Leave out the pictures and copy everything else below exactly.
##############################
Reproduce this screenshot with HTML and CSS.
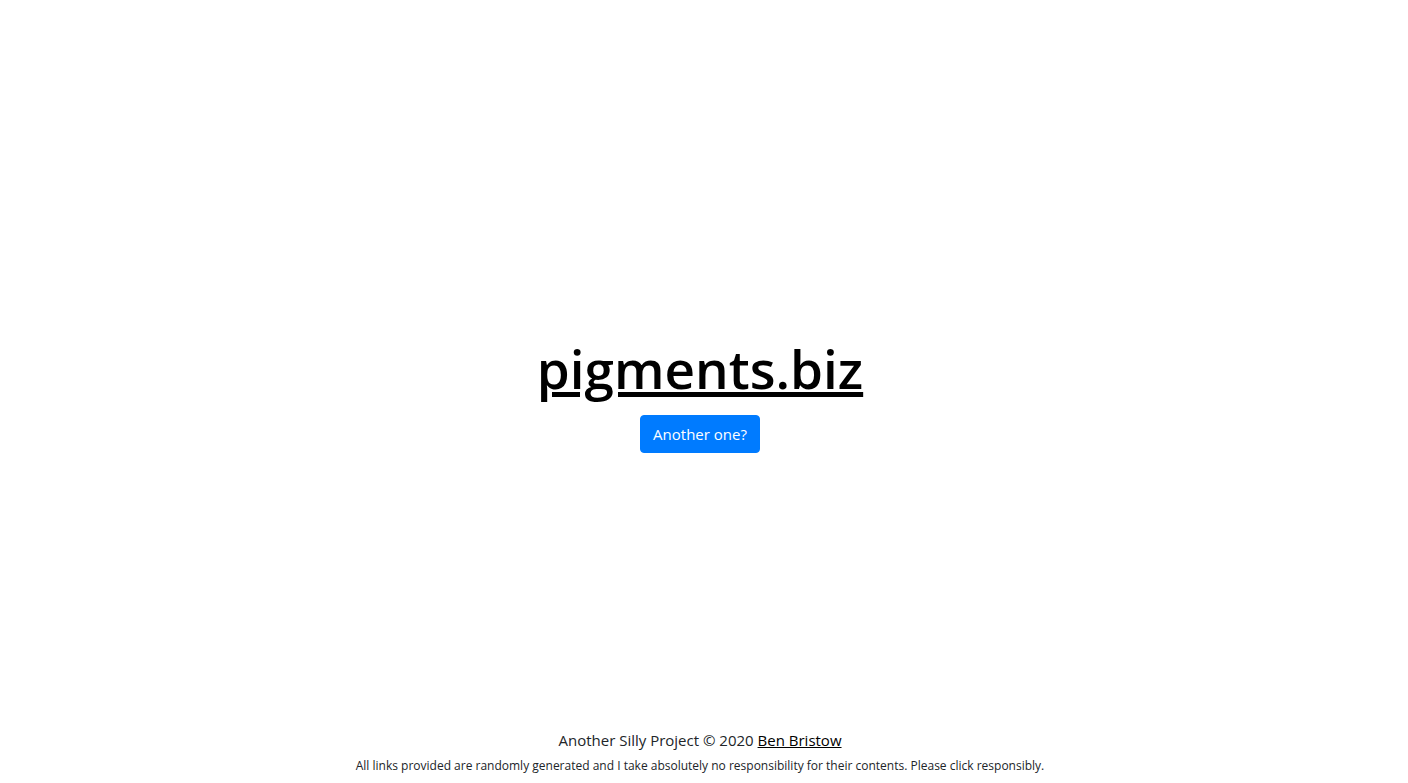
FILE: index.html
```html
<!DOCTYPE html>
<html lang="en">
<head>
<meta charset="utf-8">
<title>pigments.biz</title>
<link rel="stylesheet" href="styles.css">
</head>
<body class="page">
<main class="hero">
<h1 class="domain"><a class="link" href="#">pigments.biz</a></h1>
<button class="button" type="button">Another one?</button>
</main>
<footer class="footer">
<p class="credit">Another Silly Project © 2020 <a class="link" href="#">Ben Bristow</a></p>
<p class="note">All links provided are randomly generated and I take absolutely no responsibility for their contents. Please click responsibly.</p>
</footer>
</body>
</html>
```

FILE: styles.css
```css
* {
  box-sizing: border-box;
}

.page {
  display: flex;
  flex-direction: column;
  min-height: 100vh;
  margin: 0;
  padding-right: 8px;
  background: #fff;
  color: #212529;
  font-family: "Segoe UI", "Open Sans", "Noto Sans", sans-serif;
  font-size: 15px;
  line-height: 24px;
  text-align: center;
}

.hero {
  display: flex;
  flex: 1;
  flex-direction: column;
  align-items: center;
  justify-content: center;
  gap: 12px;
  padding-top: 59px;
}

.domain {
  margin: 0;
  font-size: 53px;
  font-weight: 600;
  line-height: 68px;
}

.link {
  color: #000;
  text-decoration: underline;
}

.domain .link {
  text-decoration-thickness: 5px;
  text-underline-offset: 3px;
}

.button {
  padding: 6px 12px;
  border: 1px solid #007bff;
  border-radius: 4px;
  background: #007bff;
  color: #fff;
  font: inherit;
  cursor: pointer;
}

.footer {
  display: flex;
  flex-direction: column;
  gap: 2px;
  padding: 0 16px 5px;
}

.credit,
.note {
  margin: 0;
}

.note {
  font-size: 12px;
}
```
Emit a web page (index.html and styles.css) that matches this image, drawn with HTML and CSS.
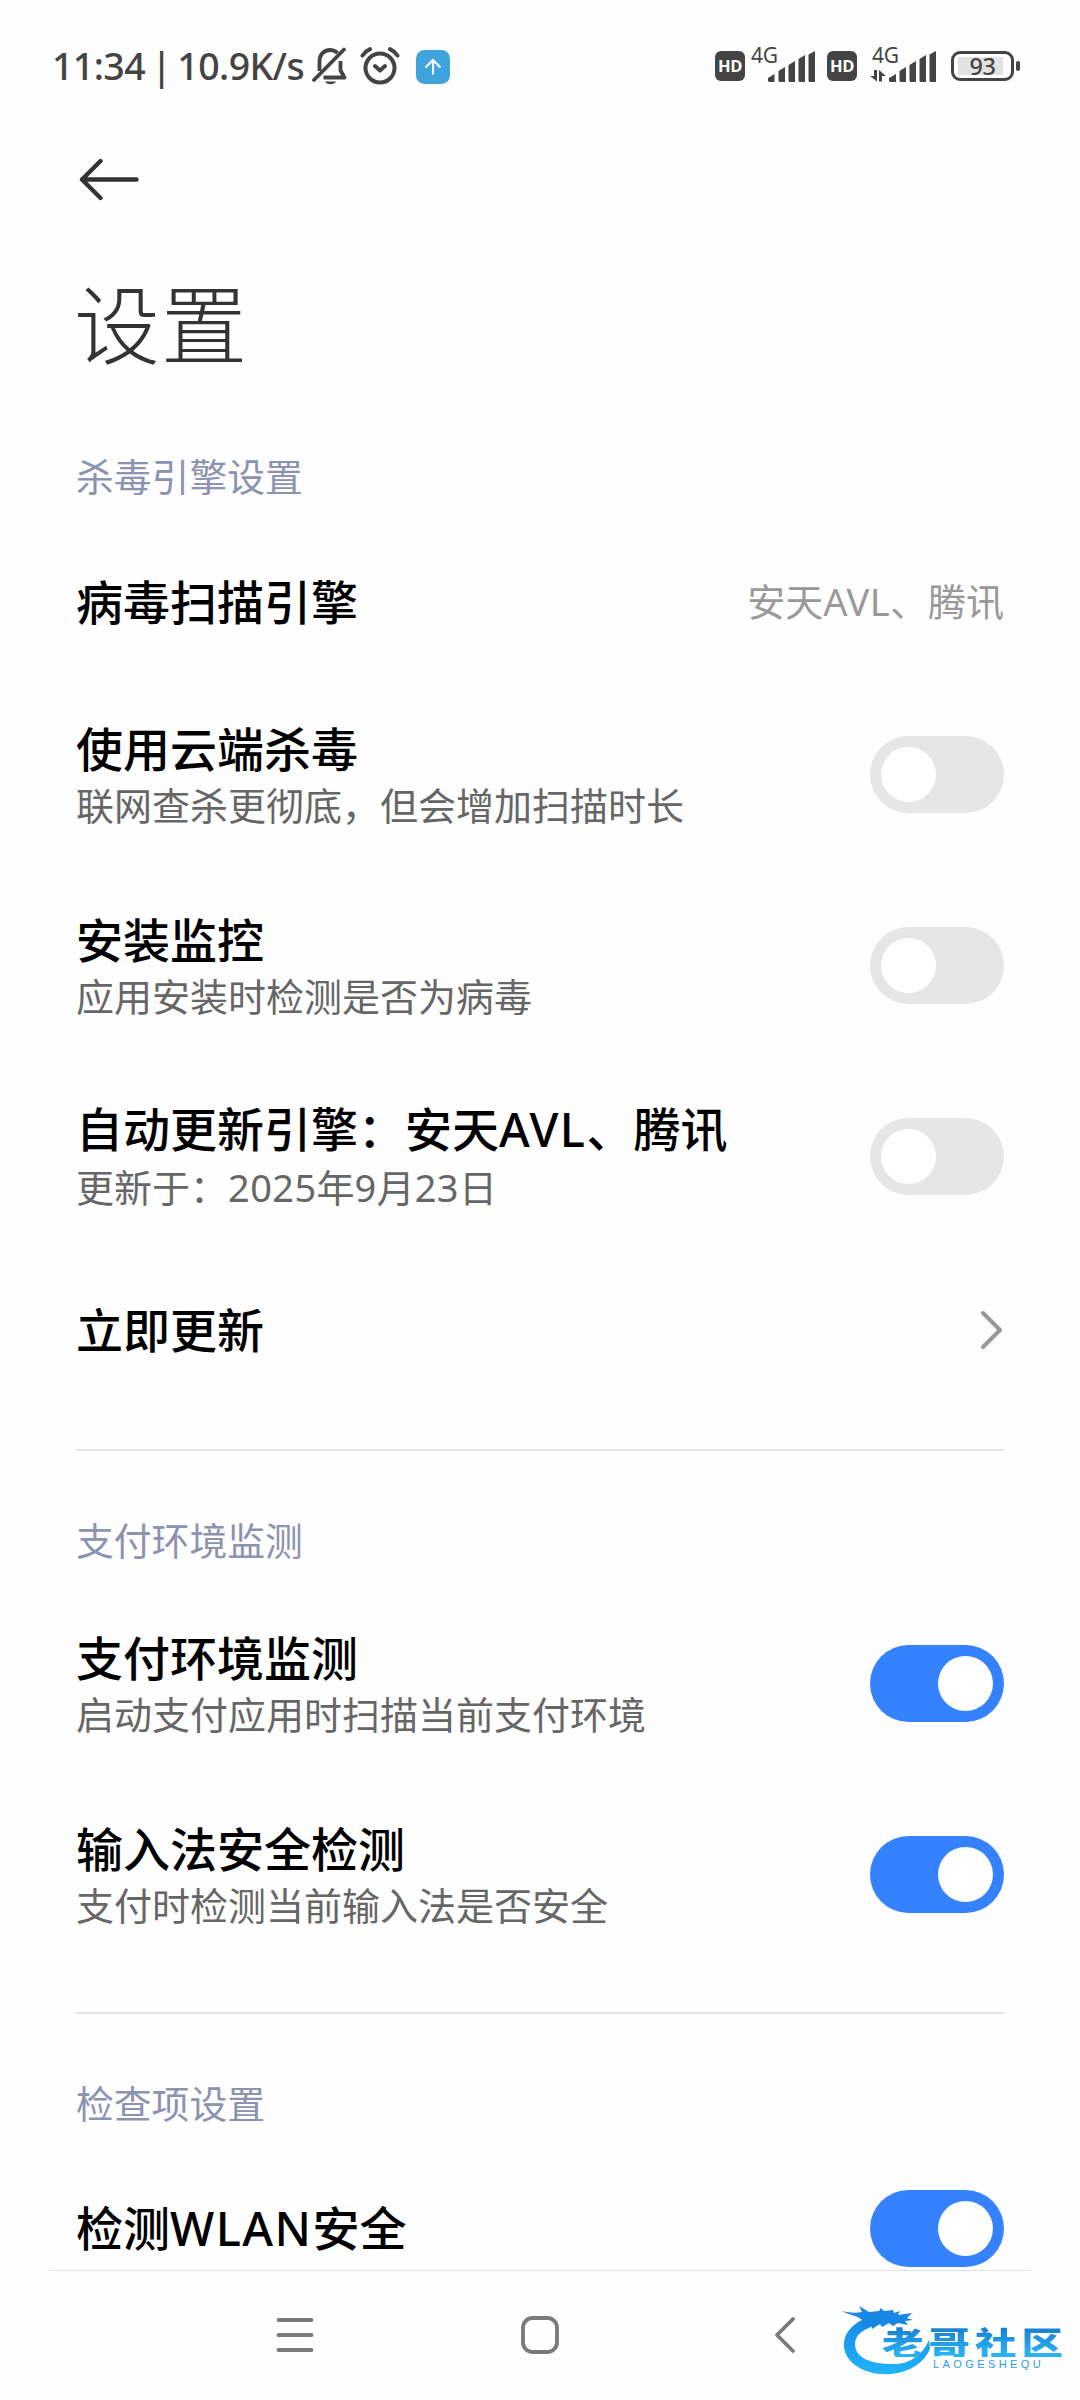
##############################
## FINAL RESULT
Reproduce this screenshot with HTML and CSS.
FILE: index.html
```html
<!DOCTYPE html>
<html lang="en">
<head>
<meta charset="utf-8">
<title>pigments.biz</title>
<link rel="stylesheet" href="styles.css">
</head>
<body class="page">
<main class="hero">
<h1 class="domain"><a class="link" href="#">pigments.biz</a></h1>
<button class="button" type="button">Another one?</button>
</main>
<footer class="footer">
<p class="credit">Another Silly Project © 2020 <a class="link" href="#">Ben Bristow</a></p>
<p class="note">All links provided are randomly generated and I take absolutely no responsibility for their contents. Please click responsibly.</p>
</footer>
</body>
</html>
```

FILE: styles.css
```css
* {
  box-sizing: border-box;
}

.page {
  display: flex;
  flex-direction: column;
  min-height: 100vh;
  margin: 0;
  padding-right: 8px;
  background: #fff;
  color: #212529;
  font-family: "Segoe UI", "Open Sans", "Noto Sans", sans-serif;
  font-size: 15px;
  line-height: 24px;
  text-align: center;
}

.hero {
  display: flex;
  flex: 1;
  flex-direction: column;
  align-items: center;
  justify-content: center;
  gap: 12px;
  padding-top: 59px;
}

.domain {
  margin: 0;
  font-size: 53px;
  font-weight: 600;
  line-height: 68px;
}

.link {
  color: #000;
  text-decoration: underline;
}

.domain .link {
  text-decoration-thickness: 5px;
  text-underline-offset: 3px;
}

.button {
  padding: 6px 12px;
  border: 1px solid #007bff;
  border-radius: 4px;
  background: #007bff;
  color: #fff;
  font: inherit;
  cursor: pointer;
}

.footer {
  display: flex;
  flex-direction: column;
  gap: 2px;
  padding: 0 16px 5px;
}

.credit,
.note {
  margin: 0;
}

.note {
  font-size: 12px;
}
```
Emit a web page (index.html and styles.css) that matches this image, drawn with HTML and CSS.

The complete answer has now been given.